At the front of the synagogue, taking up several rows of seats, were almost all of the 52 living members of the Pritzker family. For many of the mourners, it was the first time they had seen so many of the publicity-shy clan in public. Intensely private, they are rarely photographed or interviewed, almost never seen. Marian "Cindy" Pritzker, Jay's wife of 51 years, and his younger brother and business partner, Robert, were seated in the front row, flanked by Jay's three sons, Thomas, John, and Daniel, and his daughter Gigi. With cousins surrounding them in a protective phalanx, they formed a tableau that Jay Pritzker, friends say, would have loved. In life, they say with sadness now, nothing was more important to him or gave him more joy than his family.

All three of Jay's sons spoke at his funeral that day. They spoke about his passions for skiing and buying companies, and about how much they loved him. "I've lived a privileged life, and truly the greatest privilege was getting to know Dad in my adult years," said Daniel, a rock musician, who is now 43. "Growing up was kind of like having Chuck Yeager and John Glenn for a dad," said John, now 49 and an entrepreneur in San Francisco. And then Tom, Jay's oldest son, stood up to speak. It was Tom, now 52, to whom Jay had passed the torch; Tom controlled the family's empire-including its crown jewel, the Hyatt Hotels Corp., the Pritzkers' web of more than 200 privately held companies, vast tracts of real estate, and some 1,000 family trusts, all of which, taken together, are said to be worth $15 billion, if not more. His father, Tom told the crowd, "believed a man's only immortality comes from the values he instilled in his children. The country has lost a great man. I've lost my father. I've lost my partner. I've lost my best friend." As he spoke, Tom began to cry.

The day of his funeral was the last time that many of Jay Pritzker's friends saw his three sons together. The moment that sticks in their memories is how lovingly his sons spoke of their father-because what they did next would surely have destroyed him.

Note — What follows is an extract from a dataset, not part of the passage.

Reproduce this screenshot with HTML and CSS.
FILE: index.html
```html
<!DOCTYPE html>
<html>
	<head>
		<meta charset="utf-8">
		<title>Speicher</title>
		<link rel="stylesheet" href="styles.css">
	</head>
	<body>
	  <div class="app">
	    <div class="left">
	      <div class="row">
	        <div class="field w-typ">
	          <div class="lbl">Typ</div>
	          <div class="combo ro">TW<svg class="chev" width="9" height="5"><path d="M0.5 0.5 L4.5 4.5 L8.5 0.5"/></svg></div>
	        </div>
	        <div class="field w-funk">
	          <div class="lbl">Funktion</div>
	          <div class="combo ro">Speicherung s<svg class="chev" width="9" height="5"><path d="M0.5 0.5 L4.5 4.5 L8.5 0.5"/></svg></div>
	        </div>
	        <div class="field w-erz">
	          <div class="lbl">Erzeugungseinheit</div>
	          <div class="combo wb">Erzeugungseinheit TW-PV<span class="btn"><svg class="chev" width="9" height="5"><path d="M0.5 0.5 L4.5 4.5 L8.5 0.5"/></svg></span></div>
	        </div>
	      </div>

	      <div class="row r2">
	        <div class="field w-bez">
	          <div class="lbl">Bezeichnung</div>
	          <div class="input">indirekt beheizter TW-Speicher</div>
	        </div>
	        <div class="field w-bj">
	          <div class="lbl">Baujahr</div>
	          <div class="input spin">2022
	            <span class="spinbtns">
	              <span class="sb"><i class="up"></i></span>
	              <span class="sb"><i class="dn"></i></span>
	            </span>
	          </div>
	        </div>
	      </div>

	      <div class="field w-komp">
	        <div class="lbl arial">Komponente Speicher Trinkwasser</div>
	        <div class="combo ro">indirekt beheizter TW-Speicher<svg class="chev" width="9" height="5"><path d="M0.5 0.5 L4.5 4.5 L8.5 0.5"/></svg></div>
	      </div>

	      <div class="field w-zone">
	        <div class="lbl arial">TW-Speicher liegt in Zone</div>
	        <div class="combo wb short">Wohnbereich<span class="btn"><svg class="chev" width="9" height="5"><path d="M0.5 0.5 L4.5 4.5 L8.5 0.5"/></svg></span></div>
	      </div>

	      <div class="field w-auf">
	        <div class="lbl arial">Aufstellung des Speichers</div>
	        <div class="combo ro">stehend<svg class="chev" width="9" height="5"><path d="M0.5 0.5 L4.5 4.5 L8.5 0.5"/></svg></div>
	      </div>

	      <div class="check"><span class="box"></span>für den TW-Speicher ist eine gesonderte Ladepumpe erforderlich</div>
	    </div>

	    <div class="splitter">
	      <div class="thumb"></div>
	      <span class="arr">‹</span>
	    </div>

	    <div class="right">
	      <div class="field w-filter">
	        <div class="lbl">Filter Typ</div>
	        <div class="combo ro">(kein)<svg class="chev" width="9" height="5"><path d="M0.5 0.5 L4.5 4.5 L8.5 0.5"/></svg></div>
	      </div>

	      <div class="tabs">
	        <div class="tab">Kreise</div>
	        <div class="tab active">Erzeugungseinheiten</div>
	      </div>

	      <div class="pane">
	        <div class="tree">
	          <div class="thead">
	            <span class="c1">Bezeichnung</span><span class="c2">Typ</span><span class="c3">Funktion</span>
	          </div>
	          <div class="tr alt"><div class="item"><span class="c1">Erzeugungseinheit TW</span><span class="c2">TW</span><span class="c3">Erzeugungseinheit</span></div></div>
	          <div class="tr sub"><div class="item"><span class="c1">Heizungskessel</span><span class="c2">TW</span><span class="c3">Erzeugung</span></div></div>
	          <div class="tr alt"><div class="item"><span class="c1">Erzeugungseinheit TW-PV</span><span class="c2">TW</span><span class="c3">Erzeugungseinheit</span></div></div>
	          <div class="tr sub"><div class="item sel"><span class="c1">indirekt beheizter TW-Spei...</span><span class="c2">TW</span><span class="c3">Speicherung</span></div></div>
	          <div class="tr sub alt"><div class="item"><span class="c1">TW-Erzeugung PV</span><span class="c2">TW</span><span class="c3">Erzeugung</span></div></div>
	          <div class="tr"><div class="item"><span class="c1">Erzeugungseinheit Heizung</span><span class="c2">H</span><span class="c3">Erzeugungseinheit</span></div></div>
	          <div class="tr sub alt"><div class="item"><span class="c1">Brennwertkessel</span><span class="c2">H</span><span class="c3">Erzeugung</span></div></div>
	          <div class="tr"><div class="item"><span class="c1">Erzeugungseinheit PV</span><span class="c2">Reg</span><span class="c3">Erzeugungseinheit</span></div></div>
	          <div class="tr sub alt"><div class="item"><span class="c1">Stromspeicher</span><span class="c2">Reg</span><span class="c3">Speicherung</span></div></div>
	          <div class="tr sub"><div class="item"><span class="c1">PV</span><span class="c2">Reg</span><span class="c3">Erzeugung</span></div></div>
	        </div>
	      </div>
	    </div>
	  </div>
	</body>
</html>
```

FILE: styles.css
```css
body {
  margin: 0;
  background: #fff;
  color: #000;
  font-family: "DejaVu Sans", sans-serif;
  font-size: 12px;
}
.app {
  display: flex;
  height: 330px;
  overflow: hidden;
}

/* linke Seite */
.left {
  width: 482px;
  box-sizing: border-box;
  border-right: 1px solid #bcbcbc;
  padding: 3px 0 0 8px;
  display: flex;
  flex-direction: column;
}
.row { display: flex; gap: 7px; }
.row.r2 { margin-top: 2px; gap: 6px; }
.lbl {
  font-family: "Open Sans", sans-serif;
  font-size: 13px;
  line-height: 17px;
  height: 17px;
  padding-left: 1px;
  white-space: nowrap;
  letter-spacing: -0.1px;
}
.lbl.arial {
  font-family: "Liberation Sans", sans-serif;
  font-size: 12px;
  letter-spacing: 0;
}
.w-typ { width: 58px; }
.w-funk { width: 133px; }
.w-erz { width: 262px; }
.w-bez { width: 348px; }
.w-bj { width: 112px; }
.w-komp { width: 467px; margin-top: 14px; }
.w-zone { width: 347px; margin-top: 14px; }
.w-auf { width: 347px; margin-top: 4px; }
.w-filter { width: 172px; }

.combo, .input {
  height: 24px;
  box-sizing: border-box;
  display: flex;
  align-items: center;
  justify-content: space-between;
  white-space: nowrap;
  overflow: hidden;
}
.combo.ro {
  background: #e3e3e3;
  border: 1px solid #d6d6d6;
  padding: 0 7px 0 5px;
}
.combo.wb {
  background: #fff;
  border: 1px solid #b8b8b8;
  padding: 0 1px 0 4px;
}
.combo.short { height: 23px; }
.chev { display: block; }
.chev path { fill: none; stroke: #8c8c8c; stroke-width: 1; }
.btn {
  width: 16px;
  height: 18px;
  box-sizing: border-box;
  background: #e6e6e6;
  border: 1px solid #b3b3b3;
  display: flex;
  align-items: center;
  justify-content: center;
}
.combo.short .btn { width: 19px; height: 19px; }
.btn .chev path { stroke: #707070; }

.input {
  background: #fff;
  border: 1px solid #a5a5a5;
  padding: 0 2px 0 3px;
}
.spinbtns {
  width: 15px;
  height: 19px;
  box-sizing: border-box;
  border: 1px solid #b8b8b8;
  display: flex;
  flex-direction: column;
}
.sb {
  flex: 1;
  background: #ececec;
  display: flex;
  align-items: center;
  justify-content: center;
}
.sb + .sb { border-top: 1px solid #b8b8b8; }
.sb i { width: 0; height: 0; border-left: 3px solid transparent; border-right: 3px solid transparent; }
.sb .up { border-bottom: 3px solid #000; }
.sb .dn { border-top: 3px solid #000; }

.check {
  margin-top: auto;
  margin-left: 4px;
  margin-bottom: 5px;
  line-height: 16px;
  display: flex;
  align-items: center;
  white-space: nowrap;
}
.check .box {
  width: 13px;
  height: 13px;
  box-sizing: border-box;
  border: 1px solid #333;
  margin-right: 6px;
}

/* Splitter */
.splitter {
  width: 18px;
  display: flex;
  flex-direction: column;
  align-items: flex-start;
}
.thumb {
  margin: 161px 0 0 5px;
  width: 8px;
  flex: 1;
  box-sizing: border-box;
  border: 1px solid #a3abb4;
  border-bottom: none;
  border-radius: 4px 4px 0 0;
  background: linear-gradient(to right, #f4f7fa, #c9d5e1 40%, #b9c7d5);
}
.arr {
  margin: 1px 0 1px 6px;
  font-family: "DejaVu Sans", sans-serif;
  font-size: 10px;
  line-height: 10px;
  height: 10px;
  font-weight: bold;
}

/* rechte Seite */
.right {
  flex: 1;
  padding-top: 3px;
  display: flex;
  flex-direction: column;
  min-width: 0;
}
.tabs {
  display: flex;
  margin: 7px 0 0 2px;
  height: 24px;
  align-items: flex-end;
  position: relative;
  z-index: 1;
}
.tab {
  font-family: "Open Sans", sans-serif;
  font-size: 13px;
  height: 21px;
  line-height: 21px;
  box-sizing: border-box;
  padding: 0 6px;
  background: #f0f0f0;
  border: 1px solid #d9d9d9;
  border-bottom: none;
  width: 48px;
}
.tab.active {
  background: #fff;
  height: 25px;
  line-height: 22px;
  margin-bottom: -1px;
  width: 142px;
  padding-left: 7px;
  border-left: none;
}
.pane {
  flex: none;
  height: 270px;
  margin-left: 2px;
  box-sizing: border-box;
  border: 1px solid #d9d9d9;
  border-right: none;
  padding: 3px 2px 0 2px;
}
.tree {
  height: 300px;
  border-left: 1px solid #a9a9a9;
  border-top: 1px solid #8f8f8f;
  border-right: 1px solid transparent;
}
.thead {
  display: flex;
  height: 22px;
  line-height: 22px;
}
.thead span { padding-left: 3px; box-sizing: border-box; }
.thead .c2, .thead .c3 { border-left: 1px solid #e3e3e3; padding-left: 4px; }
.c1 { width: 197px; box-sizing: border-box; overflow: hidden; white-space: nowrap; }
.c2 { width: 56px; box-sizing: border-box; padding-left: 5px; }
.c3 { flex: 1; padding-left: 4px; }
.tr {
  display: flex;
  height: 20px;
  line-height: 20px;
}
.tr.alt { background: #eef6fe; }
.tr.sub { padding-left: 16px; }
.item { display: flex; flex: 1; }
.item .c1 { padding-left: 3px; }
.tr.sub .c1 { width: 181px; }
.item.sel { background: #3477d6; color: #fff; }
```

The first hint of trouble came last November. Just before Thanksgiving, Robert's 19-year-old daughter, and Jay's niece, Liesel Pritzker-a Columbia College freshman and an actress who starred alongside Harrison Ford as the president's daughter in the 1997 movie Air Force One and who is currently appearing in the Broadway play Vincent in Brixton-filed a lawsuit in Chicago against her father and all the Pritzker cousins. Setting off an explosion of publicity, she accused her family of looting her trust funds and those of her 20-year-old brother, Matthew, in a way that was "so heinous, obnoxious and offensive as to constitute a fraud." The amount of money which Liesel claimed was taken from her was staggering-$1 billion-and she not only demanded it be returned, but asked the court to award her $5 billion in punitive damages. It was a stunning lawsuit, not just because of the money involved, but also for the questions it raised about the Pritzkers. What could have happened within a family, people asked, that would lead a young woman to sue her 76-year-old father and go public with such ugly accusations?

As Liesel's case moved forward, it brought to light something more disturbing. In a confidential agreement made in 2001, Jay Pritzker's children, his nieces and nephews, and his cousin Nicholas had decided on a 10-year plan to break up the family's business empire and split the assets among themselves. Each of those who participated in the agreement would reportedly get an equal share-estimated at $1.4 billion. Liesel and her brother were the only cousins not included in the secret pact.